The strong and the weaker definition lead to the same computational abilities of the respective automaton classes, by the same argument used to prove the linear speedup theorem.

==LBA and context-sensitive languages==
Linear bounded automata are acceptors for the class of context-sensitive languages. The only restriction placed on grammars for such languages is that no production maps a string to a shorter string. Thus no derivation of a string in a context-sensitive language can contain a sentential form longer than the string itself. Since there is a one-to-one correspondence between linear-bounded automata and such grammars, no more tape than that occupied by the original string is necessary for the string to be recognized by the automaton.

==History==
In 1960, John Myhill introduced an automaton model today known as deterministic linear bounded automaton. In 1963, Peter Landweber proved that the languages accepted by deterministic LBAs are context-sensitive.
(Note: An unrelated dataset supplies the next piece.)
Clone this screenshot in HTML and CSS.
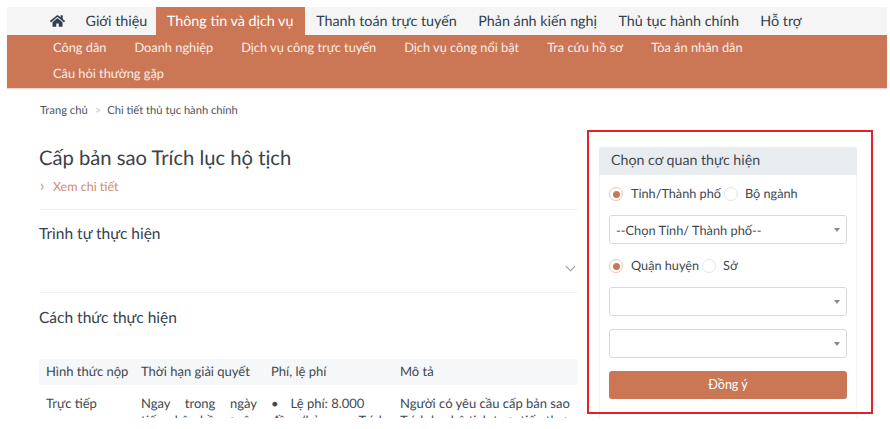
FILE: index.html
```html
<!DOCTYPE html>
<html lang="vi">
<head>
<meta charset="utf-8">
<title>Cấp bản sao Trích lục hộ tịch</title>
<link rel="stylesheet" href="styles.css">
</head>
<body>
<div class="page">
  <nav class="topnav">
    <a class="home" href="#" aria-label="Trang chủ">
      <svg viewBox="0 0 576 512" width="15" height="14"><path fill="#2f4050" d="M280 148 96 300v164c0 9 7 16 16 16l112-.3c9 0 16-7 16-16V368c0-9 7-16 16-16h64c9 0 16 7 16 16v95.600c0 9 7 16 16 16l112 .4c9 0 16-7 16-16V300L296 148c-5-4-11-4-16 0zM572 251l-84-69V44c0-7-5-12-12-12h-56c-7 0-12 5-12 12v72l-89-74c-18-14-43-14-61 0L4 251c-5 4-6 12-2 17l26 31c4 5 12 6 17 2L280 107c5-4 11-4 16 0l235 194c5 4 13 3 17-2l26-31c4-5 3-13-2-17z"/></svg>
    </a>
    <a class="tab intro" href="#">Giới thiệu</a>
    <a class="tab active" href="#">Thông tin và dịch vụ</a>
    <a class="tab" href="#">Thanh toán trực tuyến</a>
    <a class="tab" href="#">Phản ánh kiến nghị</a>
    <a class="tab" href="#">Thủ tục hành chính</a>
    <a class="tab" href="#">Hỗ trợ</a>
  </nav>
  <nav class="subnav">
    <a href="#">Công dân</a>
    <a href="#">Doanh nghiệp</a>
    <a href="#">Dịch vụ công trực tuyến</a>
    <a href="#">Dịch vụ công nổi bật</a>
    <a href="#">Tra cứu hồ sơ</a>
    <a href="#">Tòa án nhân dân</a>
    <a href="#">Câu hỏi thường gặp</a>
  </nav>
  <div class="breadcrumb"><a href="#">Trang chủ</a><span class="sep">&gt;</span><a href="#">Chi tiết thủ tục hành chính</a></div>
  <div class="layout">
    <main class="content">
      <h1>Cấp bản sao Trích lục hộ tịch</h1>
      <a class="more" href="#"><span class="more-mark">›</span>Xem chi tiết</a>
      <section class="block first">
        <h2>Trình tự thực hiện</h2>
        <div class="chev-row">
          <svg viewBox="0 0 12 7" width="11" height="7"><path d="M1 1l5 5 5-5" fill="none" stroke="#8f9498" stroke-width="1.100"/></svg>
        </div>
      </section>
      <section class="block">
        <h2>Cách thức thực hiện</h2>
        <table>
          <colgroup><col class="c1"><col class="c2"><col class="c3"><col class="c4"></colgroup>
          <thead>
            <tr><th>Hình thức nộp</th><th>Thời hạn giải quyết</th><th>Phí, lệ phí</th><th>Mô tả</th></tr>
          </thead>
          <tbody>
            <tr>
              <td>Trực tiếp</td>
              <td class="just">Ngay trong ngày tiếp nhận hồ sơ yêu cầu</td>
              <td class="just"><span class="dot">•</span>Lệ phí: 8.000<br>đồng/bản sao Trích lục</td>
              <td>Người có yêu cầu cấp bản sao Trích lục hộ tịch trực tiếp thực</td>
            </tr>
          </tbody>
        </table>
      </section>
    </main>
    <aside class="panel">
      <div class="panel-head">Chọn cơ quan thực hiện</div>
      <form class="panel-body">
        <div class="radios">
          <span class="radio on"></span><span class="radio-label">Tỉnh/Thành phố</span>
          <span class="radio"></span><span class="radio-label">Bộ ngành</span>
        </div>
        <div class="select"><span>--Chọn Tỉnh/ Thành phố--</span><i class="caret"></i></div>
        <div class="radios">
          <span class="radio on"></span><span class="radio-label">Quận huyện</span>
          <span class="radio"></span><span class="radio-label">Sở</span>
        </div>
        <div class="select"><span></span><i class="caret"></i></div>
        <div class="select"><span></span><i class="caret"></i></div>
        <button class="submit" type="button">Đồng ý</button>
      </form>
    </aside>
    <div class="highlight"></div>
  </div>
</div>
</body>
</html>
```
FILE: styles.css
```css
* { box-sizing: border-box; }
html, body { margin: 0; height: 429px; overflow: hidden; background: #fff; }
body { font-family: "Lato", "Open Sans", sans-serif; color: #3d4852; font-size: 13px; text-rendering: geometricPrecision; }
a { color: inherit; text-decoration: none; }
.page { padding: 7px 3px 0 7px; height: 418px; overflow: hidden; }

.topnav { display: flex; align-items: stretch; height: 28px; background: #f5f5f5; padding-left: 43px; font-size: 14.300px; color: #2f4050; }
.home { display: flex; align-items: center; padding-right: 9.750px; }
.tab { display: flex; align-items: center; padding: 0 10.750px; }
.tab.intro { padding-right: 9px; }
.tab.active { background: #cb7755; color: #fff; padding-right: 12px; }

.subnav { background: #cb7755; color: #fbeee8; padding: 0 46px; height: 53px; display: flex; flex-wrap: wrap; column-gap: 28px; align-content: flex-start; font-size: 12.800px; box-shadow: 0 1px 1px #e8d5cc; }
.subnav a { height: 26px; line-height: 25px; }

.breadcrumb { margin: 16px 0 0 33px; font-size: 11.200px; line-height: 14px; color: #4c5660; }
.sep { margin: 0 6px 0 7px; color: #c4c7ca; }

.layout { position: relative; display: flex; gap: 21px; padding-left: 32px; align-items: flex-start; }
.content { width: 539px; flex: none; padding-top: 26px; }
h1 { margin: 0; font-size: 20.200px; font-weight: 400; line-height: 28px; color: #3c4146; }
.more { display: block; margin-top: 7px; font-size: 12.500px; line-height: 16px; color: #d08b70; }
.more-mark { display: inline-block; width: 14px; font-size: 16px; line-height: 14px; padding-left: 1px; }

.block { border-top: 1px solid #f1f2f3; }
.block.first { margin-top: 14px; padding-top: 14px; height: 83px; }
h2 { margin: 0; font-size: 15.500px; font-weight: 400; line-height: 20px; color: #33424f; }
.block:not(.first) { padding-top: 15px; }
.chev-row { display: flex; justify-content: flex-end; padding: 21px 2px 0 0; }

table { width: 100%; margin-top: 31px; border-collapse: collapse; table-layout: fixed; font-size: 13px; }
.c1 { width: 95px; } .c2 { width: 130px; } .c3 { width: 129px; }
th { background: #f6f7f8; font-weight: 400; text-align: left; height: 26px; padding: 0 7px 2px; white-space: nowrap; color: #3d4852; }
td { vertical-align: top; padding: 10px 7px 0; line-height: 17px; }
td:last-child { padding-right: 4px; }
.just { text-align: justify; }
.dot { margin-right: 12px; }

.panel { width: 258px; flex: none; margin-top: 29px; border: 1px solid #f3f3f3; border-radius: 2px 2px 0 0; height: 280px; }
.panel-head { background: #e9ecef; height: 28px; margin: -1px -1px 0; line-height: 27px; padding-left: 12px; font-size: 14.200px; color: #3d4852; border-radius: 2px 2px 0 0; }
.panel-body { padding: 0 9px; }
.radios { display: flex; align-items: center; height: 18px; margin-top: 10px; font-size: 12.700px; }
.radio { width: 14px; height: 14px; border: 1px solid #e4e4e4; border-radius: 50%; background: #fff; flex: none; position: relative; }
.radio.on { border-color: #e6c5b7; }
.radio.on::after { content: ""; position: absolute; left: 2.500px; top: 2.500px; width: 7px; height: 7px; border-radius: 50%; background: #cb7755; }
.radio-label { margin: 0 0 2px 8px; }
.radio-label + .radio { margin-left: 3px; }
.radio + .radio-label { margin-left: 7px; }
.radio.on + .radio-label { margin-left: 8px; }
.select { display: flex; align-items: center; justify-content: space-between; height: 29px; margin-top: 13px; padding: 0 6px; border: 1px solid #d9d9d9; border-radius: 3px; background: #fff; font-size: 12.800px; }
.radios + .select { margin-top: 12px; }
.select + .radios { margin-top: 13px; }
.caret { width: 0; height: 0; border: 3px solid transparent; border-top: 4px solid #888; border-bottom: 0; }
.submit { display: block; width: 100%; height: 28px; margin-top: 13px; border: 0; border-radius: 3px; background: #cb7755; color: #fff; font: inherit; font-size: 12.500px; padding-bottom: 3px; }

.highlight { position: absolute; left: 580px; top: 12px; width: 286px; height: 284px; border: 2px solid #e3202c; pointer-events: none; }
```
In 1964, S.-Y. Kuroda introduced the more general model of (nondeterministic) linear bounded automata, and adapted Landweber's proof to show that the languages accepted by nondeterministic linear bounded automata are precisely the context-sensitive languages.

==LBA problems==
In his seminal paper, Kuroda also stated two research challenges, which subsequently became famously known as the "LBA problems": The first LBA problem is whether the class of languages accepted by LBA is equal to the class of languages accepted by deterministic LBA. This problem can be phrased succinctly in the language of computational complexity theory as:
First LBA problem: Is NSPACE(O(n)) = DSPACE(O(n))?
The second LBA problem is whether the class of languages accepted by LBA is closed under complement.
Second LBA problem: Is NSPACE(O(n)) = co-NSPACE(O(n))?
As observed already by Kuroda, a negative answer to the second LBA problem would imply a negative answer to the first problem. But the second LBA problem has an affirmative answer, which is implied by the Immerman–Szelepcsényi theorem proved 20 years after the problem was raised. As of today, the first LBA problem still remains open. Savitch's theorem provides an initial insight, that NSPACE(O(n)) ⊆ DSPACE(O(n^{2})).